Democratic presidential candidate Pete Buttigieg spoke about economic and racial inequality at a community leaders meeting in Birmingham Wednesday. Buttigieg fielded questions from government officials and nonprofit leaders at the meeting, only a portion of which was observed by the media.
Buttigieg expressed support for raising the federal minimum wage to $15 an hour, paid parental leave policies and increasing union membership. The South Bend, Indiana, mayor says rural areas need investment as well, such as with broadband internet access. He says immigration plays a role, too.
“If we want a population growth strategy in rural America, let’s welcome new Americans,” Buttigieg said.

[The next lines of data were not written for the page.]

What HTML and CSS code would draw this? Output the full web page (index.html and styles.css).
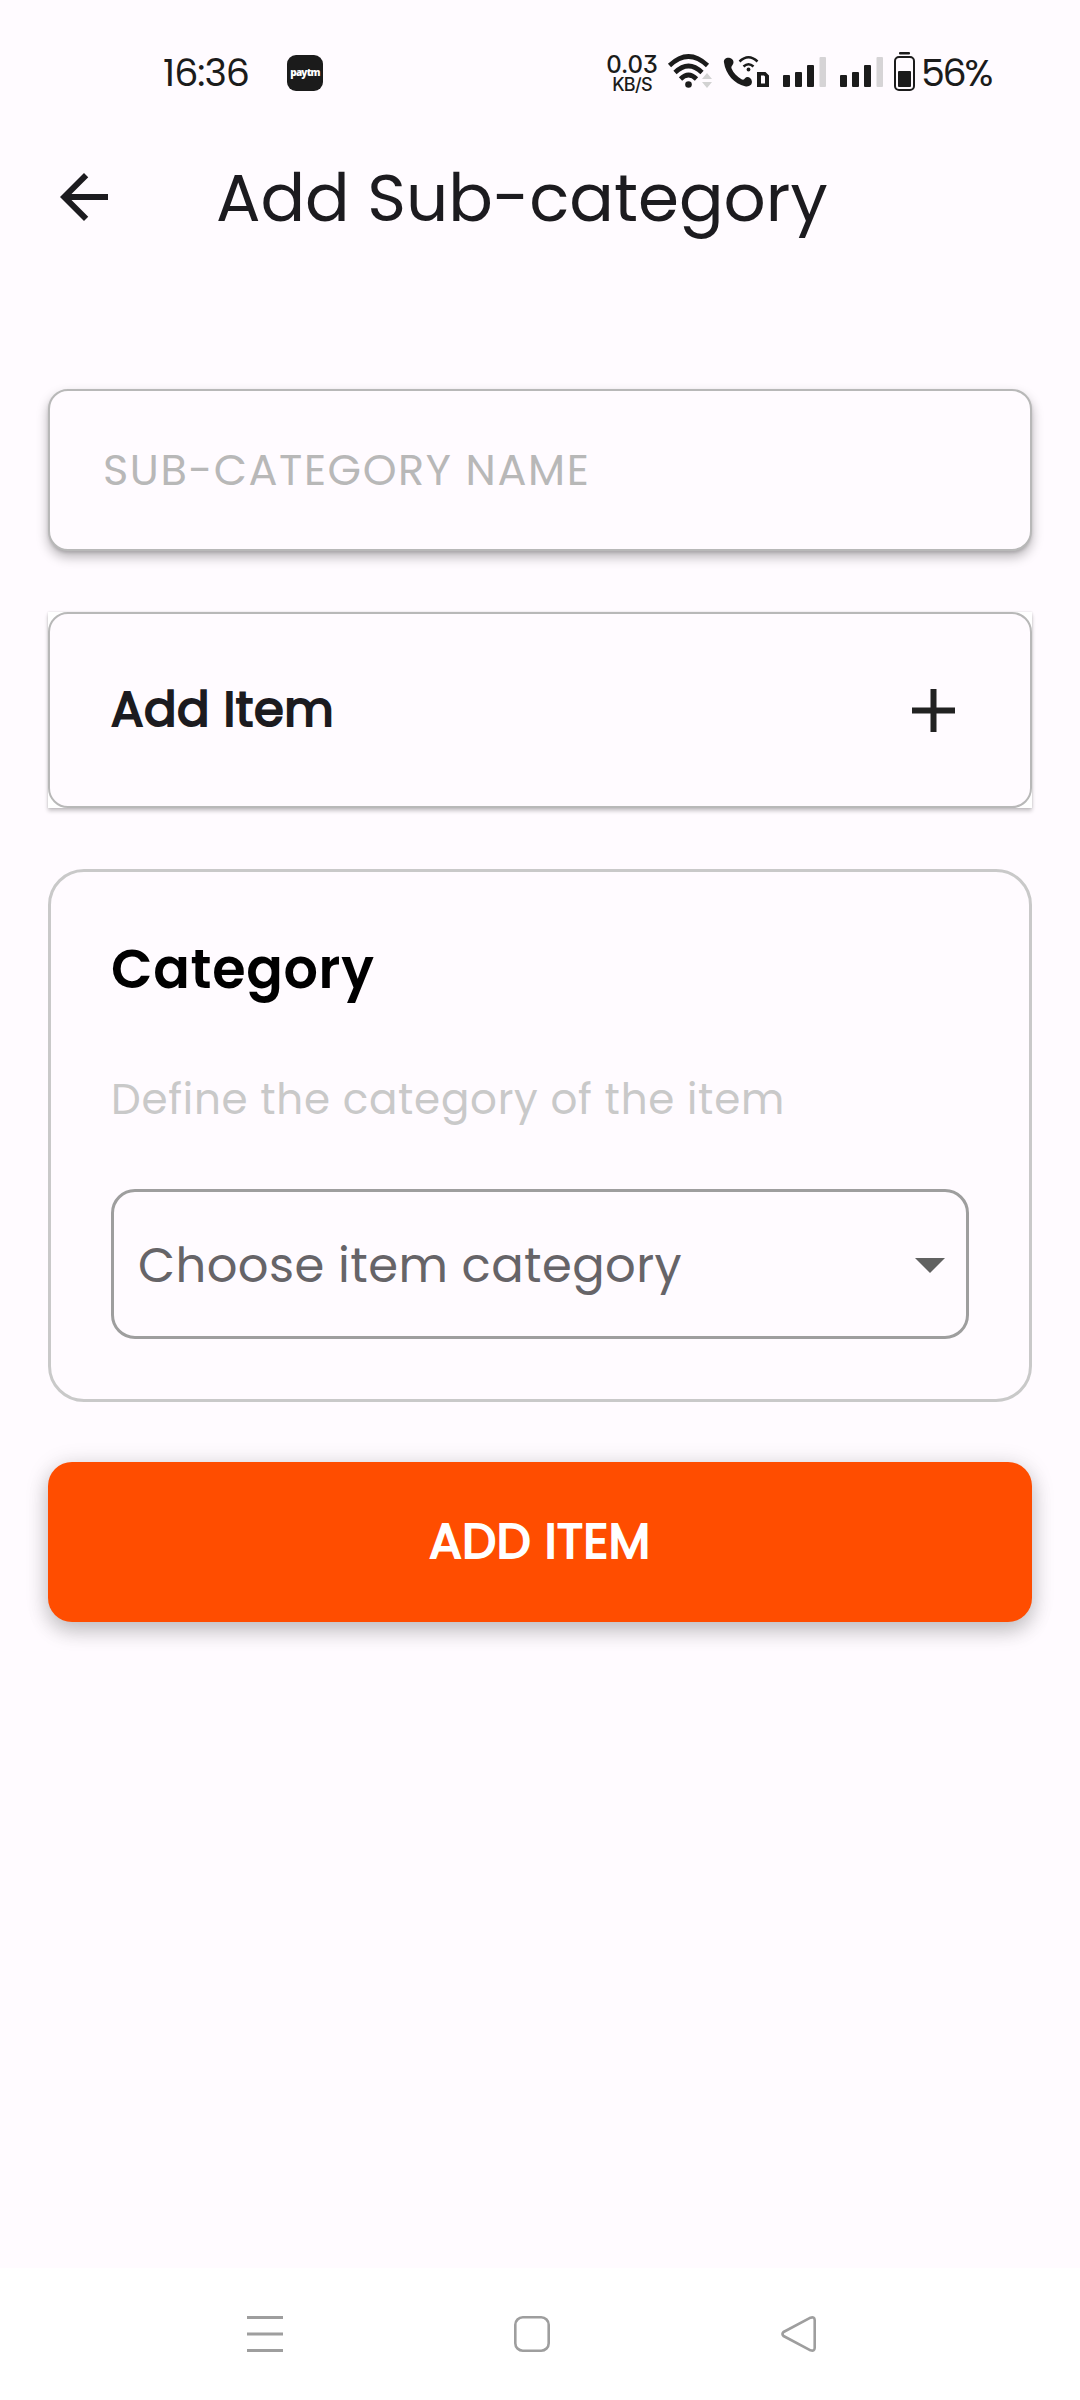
FILE: index.html
```html
<!DOCTYPE html>
<html lang="en">
<head>
<meta charset="utf-8">
<title>Add Sub-category</title>
<link rel="stylesheet" href="styles.css">
</head>
<body>
<div class="screen">
  <div class="status">
    <span class="clock">16:36</span>
    <span class="paytm">paytm</span>
    <span class="speed"><span class="rate">0.03</span><span class="unit">KB/S</span></span>
    <svg class="indicators" width="256" height="44" viewBox="662 50 256 44" fill="#1b1b1b">
      <g fill="none" stroke="#1b1b1b" stroke-width="4.6">
        <path d="M669.5 65.5Q688.500 47.500 707.500 65.500"/>
        <path d="M675 72.500Q688.500 59.500 702 72.500"/>
        <path d="M680.500 79Q688.500 71 696.500 79"/>
      </g>
      <circle cx="688.500" cy="84.500" r="3.300"/>
      <path fill="#d2d2d2" d="M702 79l5-6 5 6zM702 82h10l-5 6z"/>
      <path d="M724 62.500c-.8-3.500 3-5.500 6-4.500 3.500 1 4.500 4.500 2.500 7-1 1.300-1.500 2-.8 3.800 1.600 4 5.300 8 9.800 10.400 1.800.9 2.600.3 3.500-1 1.800-2.400 6.500-1.200 6.900 3.400.3 3.700-3 5.400-6.900 4.600-10.500-2-19.500-12.200-21-23.700z"/>
      <g fill="none" stroke="#1b1b1b" stroke-width="2.500">
        <path d="M739.500 61.500Q748.500 53 757.500 61.500"/>
        <path d="M743.500 66.500Q748.500 62 753.500 66.500"/>
      </g>
      <circle cx="748.500" cy="69.500" r="1.900"/>
      <path fill-rule="evenodd" d="M757 72h8.500l3.500 3.500V87h-12zM761 75.500v8h4v-7l-1-1z"/>
      <g id="signal">
        <rect x="783" y="75" width="7" height="12" rx="1"/>
        <rect x="795" y="72" width="7" height="15" rx="1"/>
        <rect x="807" y="65" width="7" height="22" rx="1"/>
        <rect x="819.500" y="57" width="6.500" height="30" rx="1" fill="#d6d4d6"/>
      </g>
      <use href="#signal" x="57"/>
      <rect x="899" y="52" width="11" height="2.500" rx="1"/>
      <rect x="895" y="57" width="19" height="33" rx="4" fill="none" stroke="#1b1b1b" stroke-width="2"/>
      <rect x="898" y="71" width="13" height="16" rx="1"/>
    </svg>
    <span class="battery">56%</span>
  </div>

  <header class="appbar">
    <svg class="back" width="72" height="72" viewBox="0 0 24 24" fill="#1c1b1f"><path d="M20 11H7.830l5.590-5.590L12 4l-8 8 8 8 1.410-1.410L7.830 13H20v-2z"/></svg>
    <h1 class="title">Add Sub-category</h1>
  </header>

  <main class="form">
    <div class="field"><span class="placeholder">SUB-CATEGORY NAME</span></div>

    <div class="item-wrap">
      <div class="item">
        <span class="item-label">Add Item</span>
        <svg width="43" height="43" viewBox="0 0 43 43" fill="#222"><path d="M18.500 0h6v18.500H43v6H24.500V43h-6V24.500H0v-6h18.500z"/></svg>
      </div>
    </div>

    <section class="category">
      <h2 class="category-title">Category</h2>
      <p class="category-hint">Define the category of the item</p>
      <div class="select">
        <span class="select-text">Choose item category</span>
        <svg class="caret" width="30" height="15" viewBox="0 0 30 15" fill="#616161"><path d="M0 0h30L15 15z"/></svg>
      </div>
    </section>

    <div class="submit"><span class="submit-text">ADD ITEM</span></div>
  </main>

  <nav class="navbar">
    <svg width="36" height="36" viewBox="0 0 36 36" stroke="#9e9e9e" stroke-width="3"><path d="M0 1.500h36M0 18h36M0 34.500h36"/></svg>
    <svg width="36" height="36" viewBox="0 0 36 36" fill="none" stroke="#9e9e9e" stroke-width="2.600"><rect x="1.300" y="1.300" width="33.400" height="33.400" rx="7.500"/></svg>
    <svg width="36" height="36" viewBox="0 0 36 36" fill="none" stroke="#9e9e9e" stroke-width="2.600" stroke-linejoin="round"><path d="M2.500 16Q.5 18 2.500 20L29.500 34.300Q33.500 35.600 33.700 32V4Q33.500.4 29.500 1.700Z"/></svg>
  </nav>
</div>
</body>
</html>
```
FILE: styles.css
```css
* { box-sizing: border-box; margin: 0; padding: 0; }

body {
  background: #fffbff;
  color: #1c1b1f;
  font-family: "Poppins", "Inter", sans-serif;
}

svg { display: block; flex: none; }

.screen {
  width: 1080px;
  height: 2400px;
  display: flex;
  flex-direction: column;
  white-space: nowrap;
}

/* Status bar */
.status {
  height: 144px;
  padding-left: 163px;
  display: flex;
  align-items: center;
  color: #1b1b1b;
}
.clock { width: 124px; font-size: 38px; letter-spacing: -1px; }
.paytm {
  width: 36px;
  height: 36px;
  margin-top: 2px;
  border-radius: 9px;
  background: #1b1b1b;
  color: #fff;
  font: 800 10px/34px "Open Sans", sans-serif;
  letter-spacing: -0.8px;
  text-align: center;
}
.speed {
  width: 50px;
  margin: 4px 0 0 284px;
  display: flex;
  flex-direction: column;
  align-items: center;
  font-family: "Inter", sans-serif;
  font-feature-settings: "cv09";
  font-weight: 500;
}
.rate { font-size: 24px; line-height: 20px; letter-spacing: -0.2px; }
.unit { font-size: 18px; line-height: 19px; letter-spacing: -0.7px; }
.indicators { margin-left: 5px; }
.battery { margin-left: 3px; font-size: 38px; letter-spacing: -2.3px; }

/* App bar */
.appbar {
  height: 108px;
  padding-left: 48px;
  display: flex;
  align-items: center;
  gap: 96px;
}
.back { margin-bottom: 2px; }
.title { font-size: 66px; font-weight: 400; }

/* Form */
.form {
  flex: 1;
  padding: 137px 48px 0;
}
.field {
  height: 162px;
  margin-bottom: 61px;
  padding-left: 53px;
  display: flex;
  align-items: center;
  border: 2px solid #b8b8b8;
  border-radius: 20px;
  background: #fffbff;
  box-shadow: 0 6px 12px rgba(0, 0, 0, .28), 0 2px 3px rgba(0, 0, 0, .12);
}
.placeholder { font-size: 43px; letter-spacing: 1.6px; color: #b8b8b8; }

.item-wrap {
  margin-bottom: 61px;
  background: #fff;
  box-shadow: 0 3px 4px rgba(0, 0, 0, .22), 0 0 2px rgba(0, 0, 0, .12);
}
.item {
  height: 196px;
  padding: 0 75px 0 61px;
  display: flex;
  align-items: center;
  justify-content: space-between;
  border: 2px solid #b8b8b8;
  border-radius: 20px;
  background: #fffbff;
}
.item-label { font-size: 48px; font-weight: 400; letter-spacing: .6px; -webkit-text-stroke: 2px currentColor; }

.category {
  height: 533px;
  margin-bottom: 60px;
  padding: 67px 60px 60px;
  border: 3px solid #c9c9c9;
  border-radius: 36px;
}
.category-title { font-size: 54px; font-weight: 600; line-height: 60px; letter-spacing: .7px; color: #000; }
.category-hint { margin: 76px 0 64px; font-size: 42px; line-height: 50px; letter-spacing: .75px; color: #c9c9c9; }
.select {
  height: 150px;
  padding: 0 21px 0 24px;
  display: flex;
  align-items: center;
  justify-content: space-between;
  border: 3px solid #9e9e9e;
  border-radius: 24px;
}
.select-text { padding-top: 3px; font-size: 48px; letter-spacing: .45px; color: #666468; }
.caret { margin-top: 2px; }

.submit {
  height: 160px;
  display: flex;
  align-items: center;
  justify-content: center;
  border-radius: 24px;
  background: #ff4d00;
  color: #fff;
  box-shadow: 0 10px 20px rgba(0, 0, 0, .17), 0 3px 24px rgba(0, 0, 0, .14);
}
.submit-text { font-size: 48px; font-weight: 400; letter-spacing: .6px; -webkit-text-stroke: 2px currentColor; }

/* System navigation */
.navbar {
  height: 132px;
  padding: 48px 263px 0 247px;
  display: flex;
  justify-content: space-between;
  background: #fff;
}
```
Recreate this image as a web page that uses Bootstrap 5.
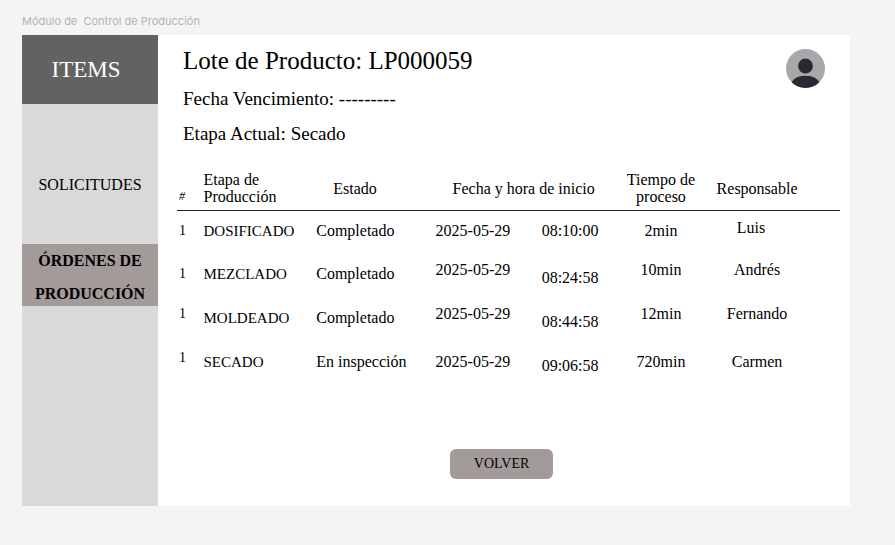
<!DOCTYPE html>
<html lang="es">
<head>
<meta charset="utf-8">
<meta name="viewport" content="width=device-width, initial-scale=1">
<title>Módulo de Control de Producción</title>
<link href="https://cdn.jsdelivr.net/npm/bootstrap@5.3.0/dist/css/bootstrap.min.css" rel="stylesheet">
<style>
  body { background: #f4f4f4; color: #000; font-family: "Liberation Serif", "Times New Roman", serif; font-size: 16px; line-height: 20px; }
  .page { padding: 13px 45px 39px 22px; }
  .frame-name { font: 11px/16px Inter, sans-serif; color: #b3b3b3; margin-bottom: 6px; white-space: pre; }
  .side { flex: 0 0 136px; background: #d9d9d9; }
  .side-title { background: #626262; color: #fff; font-size: 23px; line-height: 69px; padding-right: 8px; }
  .side a { color: #000; }
  .side-link { padding: 71px 0 49px; }
  .side-active { background: #a39a9a; line-height: 33px; height: 62px; }
  .work { padding: 11px 10px 27px 19px; min-width: 0; }
  .lot-head { padding: 0 15px 0 6px; }
  .lot-head h1 { font-size: 25px; line-height: 30px; }
  .lot-head p { font-size: 19px; line-height: 24px; }
  .stack { gap: 11px; }
  .avatar { margin-top: 3px; }
  .stages { margin: 25px 0 66px; table-layout: fixed; white-space: nowrap; }
  .stages th { font-weight: 400; line-height: 17px; padding: 0 0 5px; }
  .stages thead { border-bottom: 1px solid #222; }
  .stages td { padding: 9px 0 7px; height: 44px; }
  .stages tbody tr:first-child td { padding-top: 7px; padding-bottom: 7px; height: 40px; }
  .stages tbody .num { font-size: 14px; padding-left: 2px; }
  .stages thead .num { font-size: 12px; padding-left: 2px; }
  .stages .stage { font-size: 15px; }
  .stages th.inset { padding-left: 17px; }
  .stages tbody tr .person.person, .stages .person { padding-right: 40px; }
  .stages tbody tr:first-child td.person { padding-right: 52px; }
  .back-row { padding-right: 14px; }
  .btn-back { --bs-btn-bg: #a39a9a; --bs-btn-color: #000; --bs-btn-hover-bg: #948b8b; --bs-btn-hover-color: #000; --bs-btn-active-bg: #857c7c; --bs-btn-border-radius: 6px; --bs-btn-font-size: 14px; --bs-btn-line-height: 20px; --bs-btn-padding-y: 5px; --bs-btn-padding-x: 24px; }
</style>
<script src="https://cdn.jsdelivr.net/npm/bootstrap@5.3.0/dist/js/bootstrap.bundle.min.js"></script>
</head>
<body>
<div class="page">
  <div class="frame-name">Módulo de  Control de Producción</div>
  <div class="d-flex bg-white">
    <nav class="side text-center" aria-label="Items">
      <div class="side-title">ITEMS</div>
      <a class="side-link d-block text-decoration-none" href="#solicitudes">SOLICITUDES</a>
      <a class="side-active d-block text-decoration-none fw-bold" href="#ordenes" aria-current="page">ÓRDENES DE<br>PRODUCCIÓN</a>
    </nav>
    <main class="work flex-grow-1">
      <header class="lot-head d-flex justify-content-between align-items-start">
        <div class="stack d-flex flex-column">
          <h1 class="m-0 fw-normal">Lote de Producto: LP000059</h1>
          <p class="m-0">Fecha Vencimiento: ---------</p>
          <p class="m-0">Etapa Actual: Secado</p>
        </div>
        <svg class="avatar" width="39" height="39" viewBox="0 0 39 39" role="img" aria-label="Usuario">
          <defs><clipPath id="disc"><circle cx="19.5" cy="19.5" r="19.5"/></clipPath></defs>
          <g clip-path="url(#disc)">
            <rect width="39" height="39" fill="#a7a8aa"/>
            <circle cx="19.5" cy="17" r="7.4" fill="#282a2f"/>
            <path d="M5 36C6 29.5 12 26.8 19.5 26.8S33 29.5 34 36V39H5Z" fill="#282a2f"/>
          </g>
        </svg>
      </header>
      <table class="stages w-100">
        <colgroup>
          <col style="width:4%"><col style="width:17%"><col style="width:18%"><col style="width:16%"><col style="width:10%"><col style="width:16%"><col style="width:19%">
        </colgroup>
        <thead>
          <tr>
            <th scope="col" class="num align-bottom fst-italic">#</th>
            <th scope="col">Etapa de<br>Producción</th>
            <th scope="col" class="inset">Estado</th>
            <th scope="col" colspan="2" class="inset">Fecha y hora de inicio</th>
            <th scope="col" class="text-center">Tiempo de<br>proceso</th>
            <th scope="col" class="person text-center">Responsable</th>
          </tr>
        </thead>
        <tbody>
          <tr>
            <td class="num">1</td><td class="stage">DOSIFICADO</td><td>Completado</td>
            <td>2025-05-29</td><td>08:10:00</td>
            <td class="text-center">2min</td><td class="person text-center align-top">Luis</td>
          </tr>
          <tr>
            <td class="num">1</td><td class="stage">MEZCLADO</td><td>Completado</td>
            <td class="align-top">2025-05-29</td><td class="align-bottom">08:24:58</td>
            <td class="text-center align-top">10min</td><td class="person text-center align-top">Andrés</td>
          </tr>
          <tr>
            <td class="num align-top">1</td><td class="stage">MOLDEADO</td><td>Completado</td>
            <td class="align-top">2025-05-29</td><td class="align-bottom">08:44:58</td>
            <td class="text-center align-top">12min</td><td class="person text-center align-top">Fernando</td>
          </tr>
          <tr>
            <td class="num align-top">1</td><td class="stage">SECADO</td><td>En inspección</td>
            <td>2025-05-29</td><td class="align-bottom">09:06:58</td>
            <td class="text-center">720min</td><td class="person text-center">Carmen</td>
          </tr>
        </tbody>
      </table>
      <div class="back-row text-center">
        <button type="button" class="btn btn-back border-0">VOLVER</button>
      </div>
    </main>
  </div>
</div>
</body>
</html>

Jefferson County Commissioner Sheila Tyson pressed Buttigieg on how he would ensure his policies would benefit African Americans and not just the white community. Buttigieg proposed increased enforcement against wage discrimination, which he says would help cut the pay gap for black workers. He says more minority-owned businesses need access to loans.
Buttigieg encouraged engagement with those who oppose expanding the social safety net when they invoke religion and politics.
“Instead of ‘I was hungry and you fed me,’ it’s ‘we’re going to cut TANF (Temporary Assistance for Needy Families).’ Instead of ‘I was sick and you healed me,’ it’s ‘we’re not going to expand Medicaid,” Buttigieg said. “Let’s talk about the morality behind these decisions that are being made.”
The visit was part of a multi-day campaign swing through Southern states, which included a stop in Montgomery Tuesday. Polls have shown lackluster support for Buttigieg among black voters, a significant constituency in the Alabama Democratic primary.